Evaluating the Architectural Reasoning Capabilities of LLM Provers via the Obfuscated Natural Number Game
For AI researchers evaluating LLM reasoning capabilities, this benchmark provides a quantitative metric to distinguish genuine logical reasoning from semantic pattern matching.
The paper introduces the Obfuscated Natural Number Game to test whether LLMs' success on formal math benchmarks stems from genuine reasoning or pattern matching. Results show that reasoning models maintain accuracy under obfuscation while general models degrade, with a universal latency tax observed.
While Large Language Models have achieved notable success on formal mathematics benchmarks such as MiniF2F, it remains unclear whether these results stem from genuine logical reasoning or semantic pattern matching against pre-training data. This paper identifies Architectural Reasoning: the ability to synthesize formal proofs using exclusively local axioms and definitions within an alien math domain, as the necessary ability for future automated theorem discovery AI. We use the Obfuscated Natural Number Game, a benchmark to evaluate Architectural Reasoning.
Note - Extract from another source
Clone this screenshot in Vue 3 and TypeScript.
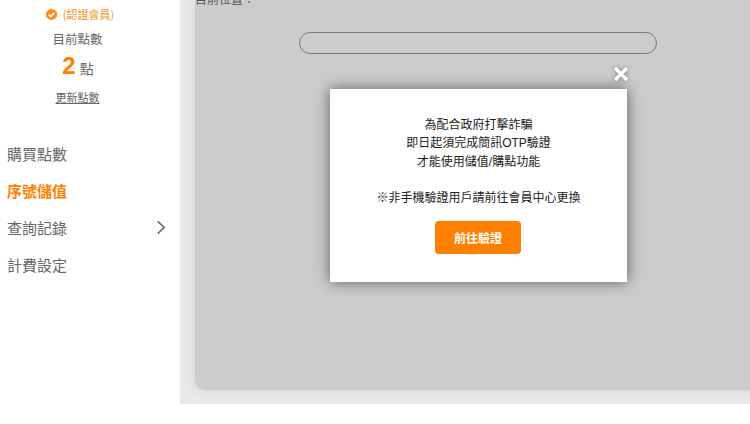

By renaming identifiers in the Natural Number Game in Lean 4, we created a zero-knowledge, closed environment. We evaluate state-of-the-art models, finding a universal latency tax where obfuscation increases inference time. The results also reveal a divergence in robustness: while general models (Claude-Sonnet-4.5, GPT-4o) suffer performance degradation, reasoning models (DeepSeek-R1, GPT-5, DeepSeek-Prover-V2) maintain the same accuracy despite the absence of semantic cues. These findings provide a quantitative metric for assessing the true capacity for mathematical reasoning.